(Pages as source code)
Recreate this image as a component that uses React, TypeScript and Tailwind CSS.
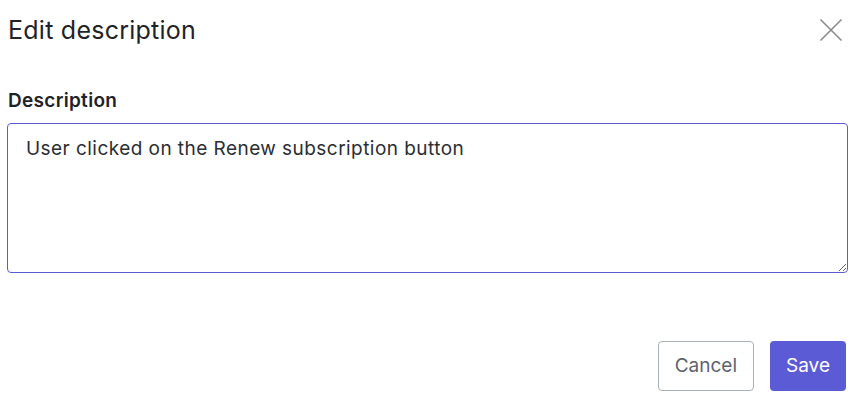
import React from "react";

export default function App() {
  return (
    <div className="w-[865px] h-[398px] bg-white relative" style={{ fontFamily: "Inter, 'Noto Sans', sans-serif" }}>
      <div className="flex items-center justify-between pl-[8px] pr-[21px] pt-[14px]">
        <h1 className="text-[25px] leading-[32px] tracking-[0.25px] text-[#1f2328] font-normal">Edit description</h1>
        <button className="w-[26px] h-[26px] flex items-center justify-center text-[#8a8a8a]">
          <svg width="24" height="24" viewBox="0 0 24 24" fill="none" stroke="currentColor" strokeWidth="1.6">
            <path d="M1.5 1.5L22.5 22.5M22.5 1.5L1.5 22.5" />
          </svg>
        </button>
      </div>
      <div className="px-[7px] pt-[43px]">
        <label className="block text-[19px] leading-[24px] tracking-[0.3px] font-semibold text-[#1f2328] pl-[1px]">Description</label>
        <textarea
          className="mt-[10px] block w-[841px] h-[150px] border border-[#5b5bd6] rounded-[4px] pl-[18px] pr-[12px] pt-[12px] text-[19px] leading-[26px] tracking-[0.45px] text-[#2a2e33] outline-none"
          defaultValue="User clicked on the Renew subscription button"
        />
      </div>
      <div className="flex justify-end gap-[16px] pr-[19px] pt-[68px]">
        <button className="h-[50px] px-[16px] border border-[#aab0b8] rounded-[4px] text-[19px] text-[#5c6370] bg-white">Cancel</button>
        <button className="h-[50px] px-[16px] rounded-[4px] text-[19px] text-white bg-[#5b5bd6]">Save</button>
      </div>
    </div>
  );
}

==

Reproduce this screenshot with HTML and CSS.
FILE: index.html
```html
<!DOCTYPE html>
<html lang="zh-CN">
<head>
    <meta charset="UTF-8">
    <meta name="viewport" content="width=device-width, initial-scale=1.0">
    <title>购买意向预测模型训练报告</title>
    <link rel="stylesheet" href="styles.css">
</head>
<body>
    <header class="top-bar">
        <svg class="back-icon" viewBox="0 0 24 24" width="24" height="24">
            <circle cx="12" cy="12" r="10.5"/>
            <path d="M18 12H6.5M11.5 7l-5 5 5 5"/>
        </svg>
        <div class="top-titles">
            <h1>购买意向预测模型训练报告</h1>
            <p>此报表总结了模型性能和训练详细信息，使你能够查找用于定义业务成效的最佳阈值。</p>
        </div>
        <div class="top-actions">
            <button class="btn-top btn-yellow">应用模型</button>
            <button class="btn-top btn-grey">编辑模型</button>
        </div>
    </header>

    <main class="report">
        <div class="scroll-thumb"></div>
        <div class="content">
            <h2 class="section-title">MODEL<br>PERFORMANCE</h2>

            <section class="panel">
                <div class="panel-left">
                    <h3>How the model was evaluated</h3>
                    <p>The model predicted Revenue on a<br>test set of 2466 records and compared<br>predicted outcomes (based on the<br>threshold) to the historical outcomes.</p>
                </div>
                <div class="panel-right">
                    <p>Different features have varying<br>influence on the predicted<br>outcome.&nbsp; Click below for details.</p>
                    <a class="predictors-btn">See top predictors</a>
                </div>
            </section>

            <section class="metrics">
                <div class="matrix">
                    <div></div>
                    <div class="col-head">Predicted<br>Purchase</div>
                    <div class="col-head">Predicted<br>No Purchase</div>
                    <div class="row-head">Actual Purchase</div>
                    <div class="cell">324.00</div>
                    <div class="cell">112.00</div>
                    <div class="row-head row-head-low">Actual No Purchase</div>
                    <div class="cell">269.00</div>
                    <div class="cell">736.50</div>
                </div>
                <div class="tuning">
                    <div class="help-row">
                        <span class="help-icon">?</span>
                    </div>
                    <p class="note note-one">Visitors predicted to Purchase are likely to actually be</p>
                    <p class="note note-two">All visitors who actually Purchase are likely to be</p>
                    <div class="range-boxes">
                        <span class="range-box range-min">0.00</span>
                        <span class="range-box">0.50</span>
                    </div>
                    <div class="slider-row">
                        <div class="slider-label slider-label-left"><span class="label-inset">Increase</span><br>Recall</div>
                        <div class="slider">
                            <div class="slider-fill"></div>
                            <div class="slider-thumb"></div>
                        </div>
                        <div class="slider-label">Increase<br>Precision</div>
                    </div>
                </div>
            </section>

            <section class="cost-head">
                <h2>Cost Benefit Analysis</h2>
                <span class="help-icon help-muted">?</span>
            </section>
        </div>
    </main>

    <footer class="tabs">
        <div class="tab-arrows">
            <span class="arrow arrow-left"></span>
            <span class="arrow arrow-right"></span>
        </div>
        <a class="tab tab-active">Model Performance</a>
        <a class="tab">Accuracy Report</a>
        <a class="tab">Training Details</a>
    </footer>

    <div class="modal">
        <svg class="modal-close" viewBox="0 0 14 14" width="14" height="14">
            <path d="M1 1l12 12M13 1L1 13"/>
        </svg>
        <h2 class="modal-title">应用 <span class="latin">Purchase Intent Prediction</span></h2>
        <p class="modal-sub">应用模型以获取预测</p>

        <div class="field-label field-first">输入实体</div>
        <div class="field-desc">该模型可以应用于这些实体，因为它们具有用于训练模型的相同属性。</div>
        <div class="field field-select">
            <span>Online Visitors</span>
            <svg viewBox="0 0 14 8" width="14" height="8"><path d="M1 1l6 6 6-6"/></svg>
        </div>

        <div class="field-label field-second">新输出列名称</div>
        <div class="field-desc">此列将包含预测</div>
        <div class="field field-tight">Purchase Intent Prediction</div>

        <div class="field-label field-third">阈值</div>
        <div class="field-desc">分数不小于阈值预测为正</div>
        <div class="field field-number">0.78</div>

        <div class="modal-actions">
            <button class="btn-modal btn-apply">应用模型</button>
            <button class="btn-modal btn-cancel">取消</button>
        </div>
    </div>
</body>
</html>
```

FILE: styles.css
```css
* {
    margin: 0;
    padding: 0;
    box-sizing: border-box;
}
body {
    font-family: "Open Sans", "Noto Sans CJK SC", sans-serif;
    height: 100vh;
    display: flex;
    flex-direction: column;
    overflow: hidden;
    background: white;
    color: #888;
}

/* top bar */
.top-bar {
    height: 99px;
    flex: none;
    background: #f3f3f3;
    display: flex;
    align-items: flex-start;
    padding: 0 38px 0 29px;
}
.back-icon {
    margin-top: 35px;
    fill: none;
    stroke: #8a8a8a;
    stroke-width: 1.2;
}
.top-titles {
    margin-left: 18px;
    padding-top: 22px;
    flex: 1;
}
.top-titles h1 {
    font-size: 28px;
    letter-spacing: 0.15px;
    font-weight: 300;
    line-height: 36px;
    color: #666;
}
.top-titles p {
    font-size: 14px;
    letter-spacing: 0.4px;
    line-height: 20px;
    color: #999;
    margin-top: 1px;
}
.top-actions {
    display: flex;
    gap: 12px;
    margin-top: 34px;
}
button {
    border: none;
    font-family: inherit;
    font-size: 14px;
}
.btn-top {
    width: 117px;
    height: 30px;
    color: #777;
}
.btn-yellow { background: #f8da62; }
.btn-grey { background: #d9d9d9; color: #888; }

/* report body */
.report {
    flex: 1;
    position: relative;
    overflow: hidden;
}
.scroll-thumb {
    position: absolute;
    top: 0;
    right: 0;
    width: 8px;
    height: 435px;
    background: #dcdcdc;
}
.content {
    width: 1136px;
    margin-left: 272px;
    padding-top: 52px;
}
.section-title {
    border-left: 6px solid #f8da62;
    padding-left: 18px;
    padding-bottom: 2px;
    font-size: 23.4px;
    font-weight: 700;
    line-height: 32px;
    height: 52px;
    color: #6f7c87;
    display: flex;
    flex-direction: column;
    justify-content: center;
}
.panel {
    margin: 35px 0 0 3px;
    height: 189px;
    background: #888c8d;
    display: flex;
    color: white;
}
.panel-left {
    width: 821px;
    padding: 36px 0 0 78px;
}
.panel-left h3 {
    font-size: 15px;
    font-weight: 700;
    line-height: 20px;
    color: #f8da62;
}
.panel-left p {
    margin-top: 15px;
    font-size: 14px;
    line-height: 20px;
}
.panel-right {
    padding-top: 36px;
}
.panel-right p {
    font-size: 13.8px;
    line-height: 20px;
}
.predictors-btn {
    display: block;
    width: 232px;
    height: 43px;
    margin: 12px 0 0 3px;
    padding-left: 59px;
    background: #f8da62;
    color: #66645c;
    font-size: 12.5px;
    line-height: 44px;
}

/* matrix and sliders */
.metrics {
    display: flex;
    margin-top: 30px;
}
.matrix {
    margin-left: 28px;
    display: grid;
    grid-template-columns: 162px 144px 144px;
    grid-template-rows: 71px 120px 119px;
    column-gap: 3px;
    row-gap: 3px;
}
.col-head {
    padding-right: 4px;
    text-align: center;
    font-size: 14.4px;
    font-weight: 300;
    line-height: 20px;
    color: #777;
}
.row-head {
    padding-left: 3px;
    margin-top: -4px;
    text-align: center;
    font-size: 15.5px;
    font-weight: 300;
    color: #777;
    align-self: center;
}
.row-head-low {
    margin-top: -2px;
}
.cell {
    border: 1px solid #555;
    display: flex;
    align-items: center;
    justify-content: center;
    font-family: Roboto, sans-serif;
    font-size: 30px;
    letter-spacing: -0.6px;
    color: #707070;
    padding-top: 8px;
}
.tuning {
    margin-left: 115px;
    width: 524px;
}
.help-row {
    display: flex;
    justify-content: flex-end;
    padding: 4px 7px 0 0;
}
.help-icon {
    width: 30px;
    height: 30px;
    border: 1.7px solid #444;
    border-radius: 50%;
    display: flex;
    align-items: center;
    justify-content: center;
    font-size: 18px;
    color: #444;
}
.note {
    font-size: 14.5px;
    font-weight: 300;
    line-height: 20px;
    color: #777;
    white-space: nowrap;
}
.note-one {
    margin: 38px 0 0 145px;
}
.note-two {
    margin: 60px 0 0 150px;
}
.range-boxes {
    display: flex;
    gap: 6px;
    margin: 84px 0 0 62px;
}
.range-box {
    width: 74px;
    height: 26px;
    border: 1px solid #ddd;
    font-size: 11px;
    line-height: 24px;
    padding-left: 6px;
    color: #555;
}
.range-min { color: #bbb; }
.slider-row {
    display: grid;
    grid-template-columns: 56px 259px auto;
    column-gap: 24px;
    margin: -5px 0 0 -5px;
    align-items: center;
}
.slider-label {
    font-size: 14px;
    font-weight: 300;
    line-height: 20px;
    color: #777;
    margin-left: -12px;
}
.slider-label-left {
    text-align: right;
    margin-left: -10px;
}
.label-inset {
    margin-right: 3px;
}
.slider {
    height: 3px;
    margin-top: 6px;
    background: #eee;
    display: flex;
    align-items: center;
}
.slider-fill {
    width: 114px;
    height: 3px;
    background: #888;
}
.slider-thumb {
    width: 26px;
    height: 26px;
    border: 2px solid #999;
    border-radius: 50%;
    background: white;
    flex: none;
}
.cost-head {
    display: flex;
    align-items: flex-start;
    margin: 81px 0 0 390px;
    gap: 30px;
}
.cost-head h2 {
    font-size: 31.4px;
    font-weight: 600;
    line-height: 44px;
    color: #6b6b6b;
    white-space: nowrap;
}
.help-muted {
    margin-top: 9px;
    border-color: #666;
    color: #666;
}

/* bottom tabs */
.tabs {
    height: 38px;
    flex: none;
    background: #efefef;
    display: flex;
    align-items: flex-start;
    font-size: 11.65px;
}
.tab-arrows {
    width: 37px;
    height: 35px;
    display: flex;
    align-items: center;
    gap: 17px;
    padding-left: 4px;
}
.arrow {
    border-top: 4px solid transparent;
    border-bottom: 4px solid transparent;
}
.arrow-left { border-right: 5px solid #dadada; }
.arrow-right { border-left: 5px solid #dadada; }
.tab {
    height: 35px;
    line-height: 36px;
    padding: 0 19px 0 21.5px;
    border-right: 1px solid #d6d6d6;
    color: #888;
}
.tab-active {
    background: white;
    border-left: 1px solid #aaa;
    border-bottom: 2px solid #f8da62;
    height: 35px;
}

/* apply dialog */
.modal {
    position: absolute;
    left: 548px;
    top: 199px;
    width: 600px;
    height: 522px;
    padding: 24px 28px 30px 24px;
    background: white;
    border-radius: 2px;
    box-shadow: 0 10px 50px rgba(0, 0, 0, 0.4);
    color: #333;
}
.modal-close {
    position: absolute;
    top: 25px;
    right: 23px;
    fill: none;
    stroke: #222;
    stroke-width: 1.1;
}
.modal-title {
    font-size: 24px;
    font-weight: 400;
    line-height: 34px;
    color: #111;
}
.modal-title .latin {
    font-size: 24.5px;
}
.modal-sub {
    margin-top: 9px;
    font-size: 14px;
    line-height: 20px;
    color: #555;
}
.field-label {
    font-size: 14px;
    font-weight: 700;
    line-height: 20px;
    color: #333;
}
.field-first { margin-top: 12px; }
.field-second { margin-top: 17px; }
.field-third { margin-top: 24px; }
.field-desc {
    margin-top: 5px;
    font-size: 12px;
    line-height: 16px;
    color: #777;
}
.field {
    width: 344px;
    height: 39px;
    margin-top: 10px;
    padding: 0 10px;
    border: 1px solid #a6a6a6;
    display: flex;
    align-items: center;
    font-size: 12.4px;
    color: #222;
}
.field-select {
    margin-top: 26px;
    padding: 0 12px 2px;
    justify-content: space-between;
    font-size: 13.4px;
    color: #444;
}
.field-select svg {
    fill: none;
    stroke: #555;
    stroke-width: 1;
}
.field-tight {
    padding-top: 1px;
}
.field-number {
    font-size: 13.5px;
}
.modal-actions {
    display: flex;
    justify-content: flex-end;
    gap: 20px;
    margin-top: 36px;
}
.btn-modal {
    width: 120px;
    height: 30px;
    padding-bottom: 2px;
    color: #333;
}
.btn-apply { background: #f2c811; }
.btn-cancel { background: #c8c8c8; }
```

**Direction**
Leave the pictures out, then copy word for word only the lines from the one containing "Recreate this image" through the one containing "import React from", both included.

**Full solution**
Recreate this image as a component that uses React, TypeScript and Tailwind CSS.
import React from "react";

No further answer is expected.